The thoughtful application of technology and the integration of digital solutions into healthcare settings align with the Hospital 2.0 goals, offering swift and cost-effective improvements. Smart lighting control, such as Casambi, is a prime example. Its easy implementation and affordability make it a valuable investment, delivering immediate benefits to the NHS, its staff, and patients alike. 

Casambi benefits for hospitals and healthcare facilities 

Ulster Hospital in Belfast, Ireland, recently opened a brand new Acute Services Block. The newly constructed eight-story building with over 31,000m2 of floor space illustrates a forward-thinking approach to healthcare infrastructure, harnessing technology to enhance patient well-being and operational efficiency. By integrating Casambi’s wireless, Bluetooth® Low Energy-based lighting control system, the hospital has created a less clinical and more welcoming environment reminiscent of a hotel, thereby accelerating patient recovery. Research has shown that there is a direct correlation between better indoor lighting conditions and a reduced average length of stay for inpatients, thereby effectively decreasing expenses for hospitals.

Employing a wireless solution like Casambi enabled seamless adaptation of lighting settings without the need for expensive, disruptive installations or modifications, crucial in the dynamic setting of a hospital where requirements may evolve. The system’s ease of use and customization cater to diverse needs across various hospital areas, empowering staff to adjust settings without specialized skills or external assistance. In patient bedrooms, advanced sensor-based functionalities such as monitoring movements to alert nursing staff and personalized lighting settings contribute to enhanced patient care. Similarly, automated lighting control programs optimize energy usage by adjusting illumination levels based on occupancy and availability of natural light, ultimately reducing electricity consumption and helping Ulster Hospital to decrease spending on utilities. 

In critical environments such as this Acute Services Block, maintaining uninterrupted functionality, particularly during power failures, is paramount. The resilience of the Casambi system ensures continuous lighting operation, thereby enhancing safety and security. Rooted in scalability and interoperability, the Casambi system is also engineered to adapt alongside the hospital’s expansion and seamlessly interface with various product types,  brands and BMS systems. This diminishes dependence on any single source and facilitates the integration of incoming technologies in the future too.  
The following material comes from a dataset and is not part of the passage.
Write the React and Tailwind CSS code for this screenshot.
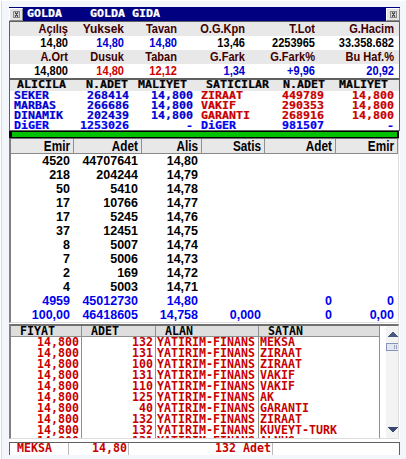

Wired control vs wireless control 

The capital-intensive nature of wired systems, including material and labor expenses, is mitigated with Casambi’s wireless solution, making it a more economical choice. Additionally, the streamlined installation process and reduced coordination time expedite project delivery, enabling buildings to become operational much faster. 

For example, the lighting design concept at the Prince and Princess of Wales Hospice in Glasgow also aimed to revolutionize patient care by providing a modern, compassionate environment. Inspired by the Sengetun model of care, the hospice prioritizes “placemaking,” ensuring spaces are designed for privacy, dignity, and compassionate care for patients of all ages.  

Recognizing the impact of lighting on mood and aesthetics, a circadian lighting control system was implemented to enhance patient well-being. Initially, a wired control specification was considered but proved financially challenging. To address budget constraints, the project stakeholders proposed the cost-effective Casambi wireless solution instead, which not only met but exceeded the functionality of the wired specification. 

Casambi’s wireless system was installed throughout the entire hospice, providing control over every single light fitting. This cost-effective solution allowed the hospice to achieve its vision for patient care while remaining within budget constraints. 

As the NHS grapples with ways to modify its estates and infrastructure to become more sustainable and patient-centric yet easily adaptive to new processes and technology, Casambi offers a great solution to help meet its needs.